Murray has continued to drop hints of his impending retirement from the sport, noting last month that he ‘did not plan on playing much past this summer’.
Wimbledon, where Murray has won two of his three grand slams, may be seen as the most likely venue for his swan song.
However, the Scot has admitted he still harbours ambitions of playing in another Olympic Games this summer in France.
The 36-year-old is the only male player to win two singles gold medals but insisted he would have to earn his way onto the team, not wanting to unfairly take a spot from one of his countrymen.
‘I would love the chance to play in another Olympics but also genuinely only if I felt like there was a chance of winning a medal,’ he said in an interview with The Times.

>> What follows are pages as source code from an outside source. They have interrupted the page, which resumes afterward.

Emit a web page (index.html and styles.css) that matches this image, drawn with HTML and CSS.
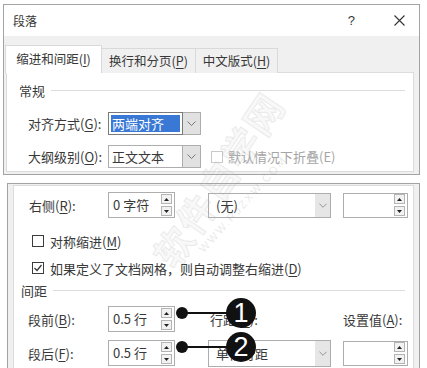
FILE: index.html
```html
<!DOCTYPE html>
<html lang="zh">
<head>
<meta charset="utf-8">
<link rel="stylesheet" href="styles.css">
</head>
<body>
<div class="dlg dlg-top">
  <div class="titlebar">
    <span class="title">段落</span>
    <span class="help">?</span>
    <svg class="close" width="11" height="11" viewBox="0 0 11 11"><path d="M0.5 0.5L10.5 10.5M10.5 0.5L0.5 10.5" stroke="#333" stroke-width="1.1" fill="none"/></svg>
  </div>
  <div class="tabs">
    <div class="tab active">缩进和间距(<u>I</u>)</div>
    <div class="tab t2">换行和分页(<u>P</u>)</div>
    <div class="tab t3">中文版式(<u>H</u>)</div>
  </div>
  <div class="panel panel-top">
    <div class="group g-top"><span>常规</span><i class="rule"></i></div>
    <div class="row row-a">
      <span class="label">对齐方式(<u>G</u>):</span>
      <div class="combo focus"><span class="sel">两端对齐</span></div>
      <div class="dd"><svg width="9" height="5" viewBox="0 0 9 5"><path d="M0.5 0.5L4.5 4.5L8.5 0.5" fill="none" stroke="#777"/></svg></div>
    </div>
    <div class="row row-b">
      <span class="label">大纲级别(<u>O</u>):</span>
      <div class="combo"><span class="val">正文文本</span></div>
      <div class="dd"><svg width="9" height="5" viewBox="0 0 9 5"><path d="M0.5 0.5L4.5 4.5L8.5 0.5" fill="none" stroke="#777"/></svg></div>
      <span class="cb cb-dis"></span><span class="dis-text">默认情况下折叠(E)</span>
    </div>
  </div>
</div>

<div class="dlg dlg-bottom">
  <div class="panel panel-bottom">
    <div class="row row-r">
      <span class="label lb2">右侧(<u>R</u>):</span>
      <div class="spin"><span class="sv">0 字符</span>
        <div class="sbtns">
          <span class="sb"><svg width="5" height="3" viewBox="0 0 5 3"><path d="M0 3L2.5 0L5 3Z" fill="#222"/></svg></span>
          <span class="sb"><svg width="5" height="3" viewBox="0 0 5 3"><path d="M0 0L2.5 3L5 0Z" fill="#222"/></svg></span>
        </div>
      </div>
      <div class="select"><span class="sv2">(无)</span>
        <div class="dd2"><svg width="9" height="5" viewBox="0 0 9 5"><path d="M0.5 0.5L4.5 4.5L8.5 0.5" fill="none" stroke="#888"/></svg></div>
      </div>
      <div class="spin small">
        <div class="sbtns">
          <span class="sb"><svg width="5" height="3" viewBox="0 0 5 3"><path d="M0 3L2.5 0L5 3Z" fill="#222"/></svg></span>
          <span class="sb"><svg width="5" height="3" viewBox="0 0 5 3"><path d="M0 0L2.5 3L5 0Z" fill="#222"/></svg></span>
        </div>
      </div>
    </div>

    <div class="cbrow cb1"><span class="cb"></span><span>对称缩进(<u>M</u>)</span></div>
    <div class="cbrow cb2"><span class="cb"><svg width="10" height="10" viewBox="0 0 10 10"><path d="M1.5 5L4 7.5L8.5 2" fill="none" stroke="#333" stroke-width="1.2"/></svg></span><span>如果定义了文档网格，则自动调整右缩进(<u>D</u>)</span></div>

    <div class="group g-bot"><span>间距</span><i class="rule"></i></div>

    <div class="row row-s1">
      <span class="label lb3">段前(<u>B</u>):</span>
      <div class="spin"><span class="sv">0.5 行</span>
        <div class="sbtns">
          <span class="sb"><svg width="5" height="3" viewBox="0 0 5 3"><path d="M0 3L2.5 0L5 3Z" fill="#222"/></svg></span>
          <span class="sb"><svg width="5" height="3" viewBox="0 0 5 3"><path d="M0 0L2.5 3L5 0Z" fill="#222"/></svg></span>
        </div>
      </div>
      <span class="lab-ls">行距(<u>N</u>):</span>
      <span class="lab-set">设置值(<u>A</u>):</span>
    </div>

    <div class="row row-s2">
      <span class="label lb3">段后(<u>F</u>):</span>
      <div class="spin"><span class="sv">0.5 行</span>
        <div class="sbtns">
          <span class="sb"><svg width="5" height="3" viewBox="0 0 5 3"><path d="M0 3L2.5 0L5 3Z" fill="#222"/></svg></span>
          <span class="sb"><svg width="5" height="3" viewBox="0 0 5 3"><path d="M0 0L2.5 3L5 0Z" fill="#222"/></svg></span>
        </div>
      </div>
      <div class="select"><span class="sv2">单倍行距</span>
        <div class="dd2"><svg width="9" height="5" viewBox="0 0 9 5"><path d="M0.5 0.5L4.5 4.5L8.5 0.5" fill="none" stroke="#888"/></svg></div>
      </div>
      <div class="spin small">
        <div class="sbtns">
          <span class="sb"><svg width="5" height="3" viewBox="0 0 5 3"><path d="M0 3L2.5 0L5 3Z" fill="#222"/></svg></span>
          <span class="sb"><svg width="5" height="3" viewBox="0 0 5 3"><path d="M0 0L2.5 3L5 0Z" fill="#222"/></svg></span>
        </div>
      </div>
    </div>
  </div>
</div>

<div class="watermark">
  <span class="wm-big">软件自学网</span>
  <span class="wm-small">WWW.RJZXW.COM</span>
</div>

<div class="callout c1"><i class="dot"></i><i class="line"></i><span class="num">1</span></div>
<div class="callout c2"><i class="dot"></i><i class="line"></i><span class="num">2</span></div>
</body>
</html>
```

FILE: styles.css
```css
* { box-sizing: border-box; }
html, body { margin: 0; }
body {
  background: #fff;
  font-family: "Noto Sans CJK SC", "Microsoft YaHei", sans-serif;
  font-size: 13px;
  color: #383838;
  width: 427px;
  height: 368px;
  overflow: hidden;
  position: relative;
}
u { text-decoration: underline; text-underline-offset: 2px; text-decoration-thickness: 1px; }

.dlg { background: #f0f0f0; border: 1px solid #a3a3a3; }
.dlg-top {
  margin: 4px 7px 0 3px;
  height: 171px;
  display: flex;
  flex-direction: column;
}

.titlebar {
  height: 31px;
  flex: none;
  background: #fff;
  display: flex;
  align-items: center;
  padding: 0 14px 0 9px;
}
.title { font-size: 12px; flex: 1; line-height: 1; }
.help { font-family: "Liberation Sans", sans-serif; font-size: 13px; margin-right: 39px; line-height: 1; }
.close { display: block; }

.tabs {
  margin-top: 9px;
  height: 28px;
  flex: none;
  display: flex;
  align-items: flex-end;
  padding-left: 1px;
  margin-bottom: -1px;
  position: relative;
  z-index: 1;
}
.tab {
  height: 25px;
  border: 1px solid #d9d9d9;
  border-bottom: none;
  background: #f0f0f0;
  font-size: 12.5px;
  display: flex;
  align-items: center;
  justify-content: center;
  line-height: 1;
}
.tab.active { height: 28px; width: 97px; background: #fff; }
.tab.t2 { width: 94px; border-left: none; }
.tab.t3 { width: 82px; border-left: none; }

.panel { background: #fff; border: 1px solid #dcdcdc; }
.panel-top { flex: 1; margin: 0 5px 2px 2px; }

.group { display: flex; align-items: center; height: 16px; line-height: 1; }
.rule { flex: 1; height: 1px; background: #dcdcdc; margin: 0 8px 0 6px; }
.g-top { margin-top: 9px; padding-left: 12px; }
.g-bot { margin-top: 6px; padding-left: 7px; }

.row { display: flex; align-items: center; }
.label { width: 80px; flex: none; line-height: 1; }
.row-a { margin-top: 14px; height: 23px; padding-left: 21px; }
.row-b { margin-top: 10px; height: 23px; padding-left: 21px; }

.combo {
  width: 75px; height: 23px;
  border: 1px solid #adadad;
  background: #fff;
  display: flex; align-items: center;
  padding-left: 3px;
  line-height: 1;
}
.combo.focus { border-color: #7a7a7a; padding: 2px; }
.sel {
  flex: 1; height: 17px;
  background: #3a78d6;
  color: #fff;
  display: flex; align-items: center;
  padding-left: 1px;
}
.dd {
  width: 18px; height: 23px;
  border: 1px solid #adadad;
  border-left: none;
  background: #e1e1e1;
  display: flex; align-items: center; justify-content: center;
}
.dd svg { display: block; }
.cb {
  width: 12px; height: 12px; flex: none;
  border: 1px solid #3c3c3c;
  background: #fff;
  display: flex; align-items: center; justify-content: center;
}
.cb svg { display: block; }
.cb-dis { border-color: #c9c9c9; margin-left: 10px; }
.dis-text { color: #a6a6a6; margin-left: 5px; line-height: 1; }

.dlg-bottom {
  margin: 8px 7px 0 7px;
  height: 200px;
  padding: 1px 5px 0 5px;
}
.panel-bottom { height: 200px; }

.row-r { margin-top: 6px; height: 26px; padding-left: 15px; }
.lb2 { width: 79px; }
.lb3 { width: 80px; }

.spin {
  width: 67px; height: 26px; flex: none;
  border: 1px solid #adadad;
  background: #fff;
  display: flex; align-items: center;
  padding: 0 1px 0 4px;
  line-height: 1.2;
}
.sv { flex: 1; white-space: nowrap; }
.sbtns { display: flex; flex-direction: column; gap: 2px; margin-right: 1px; }
.sb {
  width: 11px; height: 10px;
  border: 1px solid #b4b4b4;
  background: #f2f2f2;
  display: flex; align-items: center; justify-content: center;
}
.sb svg { display: block; }
.spin.small { width: 65px; height: 25px; margin-left: 12px; justify-content: flex-end; }

.select {
  width: 123px; height: 25px; flex: none;
  margin-left: 33px;
  border: 1px solid #adadad;
  background: #fff;
  display: flex; align-items: center;
  line-height: 1;
}
.sv2 { flex: 1; padding-left: 7px; }
.dd2 {
  width: 15px; height: 100%;
  background: #e6e6e6;
  display: flex; align-items: center; justify-content: center;
}
.dd2 svg { display: block; width: 8px; }

.cbrow { display: flex; align-items: center; height: 16px; padding-left: 18px; line-height: 1; gap: 6px; }
.cb1 { margin-top: 15px; }
.cb2 { margin-top: 11px; }

.row-s1 { margin-top: 8px; height: 26px; padding-left: 14px; }
.row-s2 { margin-top: 8px; height: 26px; padding-left: 14px; }
.lab-ls { margin-left: 35px; width: 133px; line-height: 1; }
.lab-set { line-height: 1; }
.row-s2 .select { height: 27px; }
.row-s2 .spin.small { height: 25px; }

/* faint watermark laid over the dialogs */
.watermark {
  position: absolute;
  left: 0; top: 0; width: 427px; height: 368px;
  pointer-events: none;
}
.wm-big {
  position: absolute;
  left: 118px; top: 160px;
  width: 200px;
  font-size: 38px;
  font-weight: 700;
  letter-spacing: 2px;
  white-space: nowrap;
  color: rgba(200, 200, 200, 0.12);
  -webkit-text-stroke: 1px rgba(170, 170, 170, 0.22);
  transform: rotate(-56deg);
  line-height: 1;
}
.wm-small {
  position: absolute;
  left: 180px; top: 198px;
  font-family: "Liberation Sans", sans-serif;
  font-size: 11px;
  letter-spacing: 2px;
  color: rgba(160, 160, 160, 0.25);
  transform: rotate(-48deg);
  white-space: nowrap;
}

/* numbered callouts */
.callout { position: absolute; left: 176px; width: 84px; height: 30px; }
.c1 { top: 298px; }
.c2 { top: 332px; }
.dot {
  position: absolute; left: 0; top: 9px;
  width: 12px; height: 12px; border-radius: 50%;
  background: #111;
}
.line {
  position: absolute; left: 6px; top: 14px;
  width: 52px; height: 2px; background: #111;
}
.num {
  position: absolute; left: 50px; top: 0;
  width: 30px; height: 30px; border-radius: 50%;
  background: #111;
  color: #fff;
  font-family: "Liberation Sans", sans-serif;
  font-size: 27px;
  line-height: 30px;
  text-align: center;
}
```
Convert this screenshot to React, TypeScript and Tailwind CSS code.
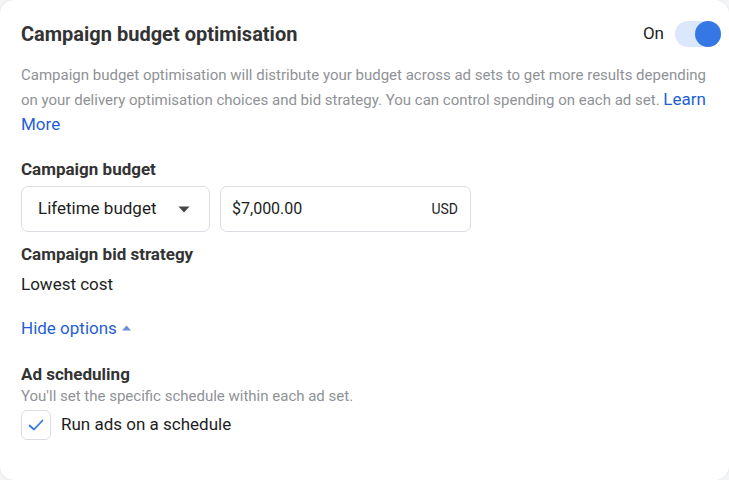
import React from "react";

function Toggle() {
  return (
    <div className="relative h-[26px] w-[46px] rounded-full bg-[#dbe7fc]">
      <div className="absolute right-0 top-0 h-[26px] w-[26px] rounded-full bg-[#3577e5]" />
    </div>
  );
}

export default function App() {
  return (
    <div className="h-[480px] w-[729px] bg-[#f4f5f7] font-['Roboto',sans-serif]">
      <div className="flex h-[480px] flex-col rounded-[14px] bg-white px-[21px] pt-[20px] shadow-[0_0_2px_rgba(0,0,0,0.12)]">
        <div className="-mr-[13px] flex items-center justify-between">
          <h1 className="text-[20px] font-bold leading-[28px] text-[#333]">Campaign budget optimisation</h1>
          <div className="flex items-center gap-[11px]">
            <span className="text-[17px] text-[#1c1e21]">On</span>
            <Toggle />
          </div>
        </div>

        <p className="mt-[15px] text-[15px] leading-[24px] text-[#8f9296]">
          Campaign budget optimisation will distribute your budget across ad sets to get more results depending on your
          delivery optimisation choices and bid strategy. You can control spending on each ad set.{" "}
          <span className="text-[17px] text-[#1f5fd6]">Learn More</span>
        </p>

        <h2 className="mt-[20px] text-[17px] font-bold leading-[24px] text-[#333]">Campaign budget</h2>
        <div className="mt-[5px] flex gap-[10px]">
          <div className="flex h-[46px] w-[189px] items-center justify-between rounded-[7px] border border-[#dadde1] pl-[16px] pr-[19px]">
            <span className="text-[17px] text-[#1c1e21]">Lifetime budget</span>
            <svg width="12" height="7" viewBox="0 0 12 7">
              <path d="M0.5 0.5h11L6 6.5z" fill="#444" />
            </svg>
          </div>
          <div className="flex h-[46px] w-[251px] items-center justify-between rounded-[7px] border border-[#dadde1] pl-[11px] pr-[12px]">
            <span className="text-[16px] text-[#1c1e21]">$7,000.00</span>
            <span className="text-[14px] text-[#1c1e21]">USD</span>
          </div>
        </div>

        <h2 className="mt-[10px] text-[17px] font-bold leading-[24px] text-[#333]">Campaign bid strategy</h2>
        <div className="mt-[6px] text-[17px] leading-[24px] text-[#1c1e21]">Lowest cost</div>

        <div className="mt-[20px] flex items-center gap-[5px] text-[17px] leading-[24px] text-[#1f5fd6]">
          <span>Hide options</span>
          <svg width="9" height="6" viewBox="0 0 9 6">
            <path d="M0 5.5h9L4.5 0.5z" fill="#6d8fd9" />
          </svg>
        </div>

        <h2 className="mt-[22px] text-[17px] font-bold leading-[24px] text-[#333]">Ad scheduling</h2>
        <div className="text-[15px] leading-[20px] text-[#8f9296]">You'll set the specific schedule within each ad set.</div>
        <div className="mt-[4px] flex items-center gap-[10px]">
          <div className="flex h-[30px] w-[30px] items-center justify-center rounded-[6px] border border-[#dadde1]">
            <svg width="16" height="12" viewBox="0 0 16 12">
              <path d="M1.5 6.5l4.5 4L14.5 1.5" fill="none" stroke="#3577e5" strokeWidth="1.8" strokeLinecap="round" strokeLinejoin="round" />
            </svg>
          </div>
          <span className="text-[17px] text-[#1c1e21]">Run ads on a schedule</span>
        </div>
      </div>
    </div>
  );
}
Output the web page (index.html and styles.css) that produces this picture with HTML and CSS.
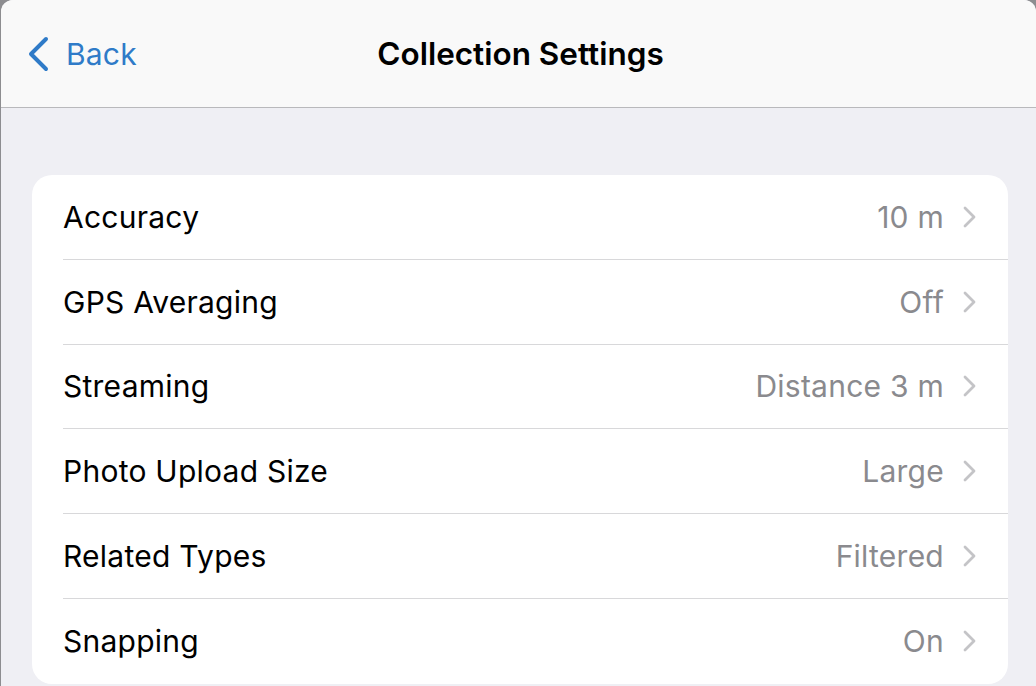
FILE: index.html
```html
<!DOCTYPE html>
<html lang="en">
<head>
<meta charset="utf-8">
<title>Collection Settings</title>
<link rel="stylesheet" href="styles.css">
</head>
<body>
<div class="sheet">
  <header class="navbar">
    <a class="back" href="#">
      <svg class="back-chevron" width="22" height="36" viewBox="0 0 22 36" aria-hidden="true">
        <path d="M19 3 L4 18 L19 33" fill="none" stroke="currentColor" stroke-width="4" stroke-linecap="round" stroke-linejoin="round"/>
      </svg>
      <span>Back</span>
    </a>
    <h1 class="title">Collection Settings</h1>
  </header>
  <main class="content">
    <ul class="group">
      <li class="row"><span class="label">Accuracy</span><span class="value">10 m</span><svg class="chev" width="16" height="24" viewBox="0 0 16 24"><path d="M3 3 L12 12 L3 21" fill="none" stroke="currentColor" stroke-width="2.8" stroke-linecap="round" stroke-linejoin="round"/></svg></li>
      <li class="row"><span class="label">GPS Averaging</span><span class="value">Off</span><svg class="chev" width="16" height="24" viewBox="0 0 16 24"><path d="M3 3 L12 12 L3 21" fill="none" stroke="currentColor" stroke-width="2.8" stroke-linecap="round" stroke-linejoin="round"/></svg></li>
      <li class="row"><span class="label">Streaming</span><span class="value">Distance 3 m</span><svg class="chev" width="16" height="24" viewBox="0 0 16 24"><path d="M3 3 L12 12 L3 21" fill="none" stroke="currentColor" stroke-width="2.8" stroke-linecap="round" stroke-linejoin="round"/></svg></li>
      <li class="row"><span class="label">Photo Upload Size</span><span class="value">Large</span><svg class="chev" width="16" height="24" viewBox="0 0 16 24"><path d="M3 3 L12 12 L3 21" fill="none" stroke="currentColor" stroke-width="2.8" stroke-linecap="round" stroke-linejoin="round"/></svg></li>
      <li class="row"><span class="label">Related Types</span><span class="value">Filtered</span><svg class="chev" width="16" height="24" viewBox="0 0 16 24"><path d="M3 3 L12 12 L3 21" fill="none" stroke="currentColor" stroke-width="2.8" stroke-linecap="round" stroke-linejoin="round"/></svg></li>
      <li class="row"><span class="label">Snapping</span><span class="value">On</span><svg class="chev" width="16" height="24" viewBox="0 0 16 24"><path d="M3 3 L12 12 L3 21" fill="none" stroke="currentColor" stroke-width="2.8" stroke-linecap="round" stroke-linejoin="round"/></svg></li>
    </ul>
  </main>
</div>
</body>
</html>
```
FILE: styles.css
```css
html, body {
  margin: 0;
  padding: 0;
  height: 100%;
  overflow: hidden;
}
body {
  background: #8d8d90;
  font-family: Inter, "Liberation Sans", sans-serif;
  padding-left: 1px;
  box-sizing: border-box;
}
.sheet {
  height: 100%;
  background: #efeff4;
  border-top-left-radius: 12px;
  border-top-right-radius: 12px;
  overflow: hidden;
  display: flex;
  flex-direction: column;
}
.navbar {
  height: 108px;
  flex: none;
  box-sizing: border-box;
  background: #f9f9f9;
  border-bottom: 1px solid #b9b9bc;
  display: flex;
  align-items: center;
  justify-content: center;
  position: relative;
}
.back {
  position: absolute;
  left: 26px;
  top: 0;
  bottom: 0;
  display: flex;
  align-items: center;
  gap: 17px;
  color: #2f7bc8;
  text-decoration: none;
  font-size: 30px;
  letter-spacing: 0.2px;
}
.back-chevron {
  display: block;
}
.title {
  margin: 0;
  margin-left: 4px;
  font-size: 31.5px;
  font-weight: 600;
  color: #000;
}
.content {
  padding: 67px 28px 0 31px;
}
.group {
  list-style: none;
  margin: 0;
  padding: 0;
  background: #fff;
  border-radius: 20px;
}
.row {
  height: 84.75px;
  box-sizing: border-box;
  display: flex;
  align-items: center;
  margin-left: 31px;
  padding-right: 30px;
  border-bottom: 1px solid #d8d8da;
  font-size: 30px;
  letter-spacing: 0.25px;
}
.row:last-child {
  border-bottom: none;
}
.label {
  flex: 1;
  color: #000;
}
.value {
  color: #8a8a8e;
}
.chev {
  margin-left: 18px;
  color: #c4c4c7;
  display: block;
}
```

‘We have top doubles players and also Jack [Draper], Cam [Norrie] and Evo [Dan Evans] in singles as well.
‘I don’t want to be in a position where I’m getting selected to play there just because it might be the last tournament that I play.’
With a singles opportunity perhaps unlikely, Murray’s route into a fourth Games could come in the doubles competition where he reached the quarter-finals alongside Joe Salisbury in Tokyo.
Murray has faced relentless questions about his retirement from the sport after a disappointing start to the year which saw him lose six straight matches for the first time in his career.
But he suggested he was in no hurry to put an exact date on his impending finale.
‘The decision is my decision to be made, not anyone else’s. I don’t see why there should be a keenness for people to stop doing what it is that they enjoy doing,’ he noted.